On Wed, May 11, 2022 at 3:11 PM smitra <smi...@zonnet.nl> wrote:

> On 11-05-2022 06:06, Bruce Kellett wrote:
> > On Wed, May 11, 2022 at 1:56 PM smitra <smi...@zonnet.nl> wrote:
> >
> >> On 09-05-2022 00:34, Bruce Kellett wrote:
> >>
> >>> That still treats the SE as indubitally true. No theory in physics is
> >>> 'indubitably true'.
> >>>
> >>> The Everett program is to say that the SE is all that there is -- it
> >>> explains everything. That is clearly false (no Born rule in the SE),
> >>> so it might be wise to doubt the universal application of the SE.
> >>
> >> There is no good reason to doubt the SE without any experimental hints
> >> that it breaks down, or any good theoretical reasons why it is
> >> likely to break down in some regime.
> >
> > Such faith would be touching if it weren't so naive.
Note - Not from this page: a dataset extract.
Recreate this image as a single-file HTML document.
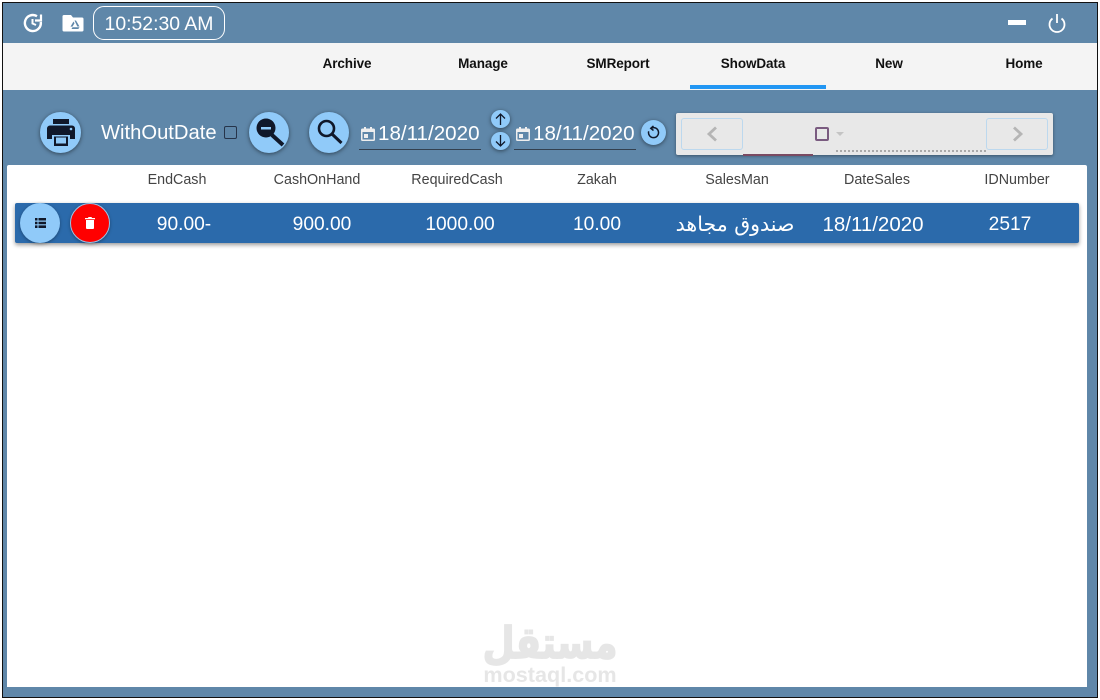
<!DOCTYPE html>
<html><head><meta charset="utf-8"><style>
*{box-sizing:border-box}
html,body{margin:0;padding:0;width:1100px;height:700px;overflow:hidden;background:#fff;font-family:"Liberation Sans","Noto Sans CJK SC",sans-serif}
.a{position:absolute;white-space:nowrap}
#f{position:absolute;left:2px;top:2px;width:1096px;height:696px;background:#5f87a9;border:1px solid #111}
.c{transform:translateX(-50%)}
.nav{top:56px;font-size:13.5px;font-weight:bold;color:#111;transform:translateX(-50%);letter-spacing:-.1px}
.th{top:172px;font-size:14.3px;color:#444;transform:translateX(-50%)}
.td{top:214px;font-size:19.2px;color:#fff;transform:translateX(-50%)}
.r{border-radius:50%;background:#90caf9;box-shadow:0 1px 4px rgba(0,0,0,.5)}
.date{top:122px;font-size:20.6px;color:#fff}
svg{position:absolute;display:block}
</style></head><body>
<div id="f"></div>
<div class="a" style="left:3px;top:43px;width:1094px;height:47px;background:#f4f4f4"></div>
<svg style="left:22px;top:12px" width="22" height="22" viewBox="0 0 22 22" fill="none" stroke="#fff" stroke-width="2.400"><path d="M18.800 10A8 8 0 1 1 15 4.200"/><path d="M19 2.500v6h-6" stroke-width="2.200"/><path d="M10.500 7v4.500l3.500 1.500" stroke-width="2"/></svg>
<svg style="left:62px;top:14px" width="22" height="19" viewBox="0 0 22 19"><path fill="#fff" d="M2 1h7l2 2.500h9a1.500 1.500 0 0 1 1.500 1.500v11a1.500 1.500 0 0 1-1.500 1.500H2a1.500 1.500 0 0 1-1.500-1.500V2.500A1.500 1.500 0 0 1 2 1z"/><path fill="#5f87a9" d="M12.500 6.500h1.500l3.500 6h-2.200zM11.500 7.500l1 1.800-2 3.300H8.500zM10.500 13.300h7l-1.200 1.700H9.500z"/></svg>
<div class="a" style="left:93px;top:6px;width:132px;height:34px;border:1px solid #fff;border-radius:11px;color:#fff;font-size:19.4px;line-height:35px;text-align:center">10:52:30 AM</div>
<div class="a" style="left:1008px;top:20px;width:18px;height:5px;background:#fff"></div>
<svg style="left:1047px;top:13px" width="20" height="20" viewBox="0 0 20 20" fill="none" stroke="#fff" stroke-width="1.800"><path d="M5.500 5.500a7.500 7.500 0 1 0 9 0"/><path d="M10 1v9"/></svg>

<div class="a nav" style="left:347px">Archive</div>
<div class="a nav" style="left:483px">Manage</div>
<div class="a nav" style="left:618px">SMReport</div>
<div class="a nav" style="left:753px">ShowData</div>
<div class="a nav" style="left:889px">New</div>
<div class="a nav" style="left:1024px">Home</div>
<div class="a" style="left:690px;top:85px;width:136px;height:4px;background:#2196f3"></div>

<div class="a r" style="left:40px;top:112px;width:41px;height:41px"></div>
<svg style="left:46px;top:118px" width="30" height="30" viewBox="0 0 30 30"><path fill="#10182a" d="M7 1h16v5H7zM4 7.500h22a3 3 0 0 1 3 3V21h-5v-4H6v4H1V10.500a3 3 0 0 1 3-3zM8 18.500h14V28H8z"/><path fill="#90caf9" d="M10 19.500h10v6H10z"/><circle cx="25" cy="11" r="1.300" fill="#90caf9"/></svg>
<div class="a" style="left:101px;top:122px;font-size:20.2px;color:#fff">WithOutDate</div>
<div class="a" style="left:224px;top:126px;width:13px;height:13px;border:1.500px solid #26344a;border-radius:2px"></div>
<div class="a r" style="left:249px;top:112px;width:40px;height:41px"></div>
<svg style="left:253px;top:116px" width="34" height="34" viewBox="0 0 34 34"><circle cx="13" cy="12" r="9.500" fill="#10182a"/><path d="M19 19l11 10" stroke="#10182a" stroke-width="4"/><path d="M8 11h10v2.500H8z" fill="#90caf9"/></svg>
<div class="a r" style="left:309px;top:112px;width:40px;height:41px"></div>
<svg style="left:314px;top:117px" width="32" height="32" viewBox="0 0 32 32" fill="none" stroke="#10182a"><circle cx="12.500" cy="11.500" r="7.500" stroke-width="2.600"/><path d="M18 17l9.500 9" stroke-width="3"/></svg>

<svg style="left:361px;top:127px" width="14" height="14" viewBox="0 0 14 14"><path fill="#eee" d="M3 0h2v1.500h4V0h2v1.500h1.500A1.500 1.500 0 0 1 14 3v9.500a1.500 1.500 0 0 1-1.500 1.500h-11A1.500 1.500 0 0 1 0 12.500V3a1.500 1.500 0 0 1 1.500-1.500H3zM1.500 5v7.500h11V5z"/><path fill="#eee" d="M3 7h4v4H3z"/></svg>
<div class="a date" style="left:378px">18/11/2020</div>
<div class="a" style="left:359px;top:149px;width:122px;height:1px;background:#33404f"></div>
<div class="a r" style="left:491px;top:110px;width:19px;height:18px"></div>
<svg style="left:492px;top:110px" width="17" height="18" viewBox="0 0 17 18" fill="none" stroke="#10182a" stroke-width="1.300"><path d="M8.500 15V4M4 8.500L8.500 4 13 8.500"/></svg>
<div class="a r" style="left:491px;top:132px;width:19px;height:18px"></div>
<svg style="left:492px;top:132px" width="17" height="18" viewBox="0 0 17 18" fill="none" stroke="#10182a" stroke-width="1.300"><path d="M8.500 3v11M4 9.500L8.500 14 13 9.500"/></svg>
<svg style="left:516px;top:127px" width="14" height="14" viewBox="0 0 14 14"><path fill="#eee" d="M3 0h2v1.500h4V0h2v1.500h1.500A1.500 1.500 0 0 1 14 3v9.500a1.500 1.500 0 0 1-1.500 1.500h-11A1.500 1.500 0 0 1 0 12.500V3a1.500 1.500 0 0 1 1.500-1.500H3zM1.500 5v7.500h11V5z"/><path fill="#eee" d="M3 7h4v4H3z"/></svg>
<div class="a date" style="left:533px">18/11/2020</div>
<div class="a" style="left:514px;top:149px;width:122px;height:1px;background:#33404f"></div>
<div class="a r" style="left:641px;top:120px;width:25px;height:25px"></div>
<svg style="left:646px;top:125px" width="15" height="15" viewBox="0 0 15 15" fill="none" stroke="#10182a" stroke-width="1.500"><path d="M5 3.300a5 5 0 1 1-2.300 3"/><path d="M7.500 1L4.800 3.300l2.700 2.200"/></svg>

<div class="a" style="left:676px;top:113px;width:377px;height:42px;background:#e8e8e8;border-radius:2px;box-shadow:0 1px 3px rgba(0,0,0,.4)"></div>
<div class="a" style="left:681px;top:118px;width:62px;height:32px;border:1px solid #bcd8ee;border-radius:3px"></div>
<div class="a" style="left:986px;top:118px;width:62px;height:32px;border:1px solid #bcd8ee;border-radius:3px"></div>
<svg style="left:705px;top:126px" width="14" height="16" viewBox="0 0 14 16" fill="none" stroke="#b5b5b5" stroke-width="2.800"><path d="M11 1.500L4 8l7 6.500"/></svg>
<svg style="left:1011px;top:126px" width="14" height="16" viewBox="0 0 14 16" fill="none" stroke="#b5b5b5" stroke-width="2.800"><path d="M3 1.500L10 8l-7 6.500"/></svg>
<div class="a" style="left:815px;top:127px;width:14px;height:14px;border:2px solid #7a5b80;border-radius:2px"></div>
<div class="a" style="left:836px;top:132px;width:0;height:0;border-left:4px solid transparent;border-right:4px solid transparent;border-top:4px solid #c4c4c4"></div>
<div class="a" style="left:743px;top:154px;width:70px;height:2px;background:#7a4a62"></div>
<div class="a" style="left:836px;top:150px;width:150px;height:2px;border-top:2px dotted #aaa"></div>

<div class="a" style="left:7px;top:165px;width:1080px;height:522px;background:#fff;border-radius:2px 2px 0 0"></div>
<div class="a th" style="left:177px">EndCash</div>
<div class="a th" style="left:317px">CashOnHand</div>
<div class="a th" style="left:457px">RequiredCash</div>
<div class="a th" style="left:597px">Zakah</div>
<div class="a th" style="left:737px">SalesMan</div>
<div class="a th" style="left:877px">DateSales</div>
<div class="a th" style="left:1017px">IDNumber</div>

<div class="a" style="left:15px;top:203px;width:1064px;height:40px;background:#2b6aab;border-radius:2px;box-shadow:0 2px 4px rgba(0,0,0,.4)"></div>
<div class="a" style="left:20px;top:203px;width:40px;height:40px;border-radius:50%;background:#90caf9;box-shadow:0 1px 3px rgba(0,0,0,.35)"></div>
<svg style="left:35px;top:218px" width="11" height="10" viewBox="0 0 11 10" fill="#10182a"><path d="M0 0h2.500v2.500H0zM3.500 0H11v2.500H3.500zM0 3.700h2.500v2.500H0zM3.500 3.700H11v2.500H3.500zM0 7.400h2.500V10H0zM3.500 7.400H11V10H3.500z"/></svg>
<div class="a" style="left:70px;top:203px;width:40px;height:40px;border-radius:50%;background:#f00;border:1px solid #9fc2e2;box-shadow:0 1px 3px rgba(0,0,0,.35)"></div>
<svg style="left:85px;top:217px" width="10" height="12" viewBox="0 0 10 12" fill="#fff"><path d="M3.500 0h3l.5 1h3v1.300H0V1h3zM1 3h8v8a1 1 0 0 1-1 1H2a1 1 0 0 1-1-1z"/></svg>
<div class="a td" style="left:184px">90.00-</div>
<div class="a td" style="left:322px">900.00</div>
<div class="a td" style="left:460px">1000.00</div>
<div class="a td" style="left:597px">10.00</div>
<div class="a td" style="left:735px;top:212px;direction:rtl;font-family:'DejaVu Sans',sans-serif;font-size:20.500px">صندوق مجاهد</div>
<div class="a td" style="left:873px;font-size:20.500px;top:213px">18/11/2020</div>
<div class="a td" style="left:1010px">2517</div>

<div class="a" style="left:550px;top:620px;font-family:'DejaVu Sans',sans-serif;font-weight:bold;font-size:38px;line-height:46px;color:#e6e6e6;direction:rtl;-webkit-text-stroke:1.500px #e6e6e6;transform:translateX(-50%) scale(.97,1.150)">مستقل</div>
<div class="a c" style="left:550px;top:663px;font-weight:bold;font-size:21.600px;line-height:24px;color:#e6e6e6">mostaql.com</div>
</body></html>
There are good
> > theoretical and experimental reasons to believe that it cannot be the
> > whole story.
> >
> As John Clark has also mentioned, the opposite is true. There are no
> good arguments for collapse theories. There are no experimental hints
> for real collapse

That depends on how you read the data. We only see one outcome for each
experiment, after all!

> and if we argue based on theory, then we see that it
> leads to many problems.

The SE also has many problems., as I have taken pains to point out.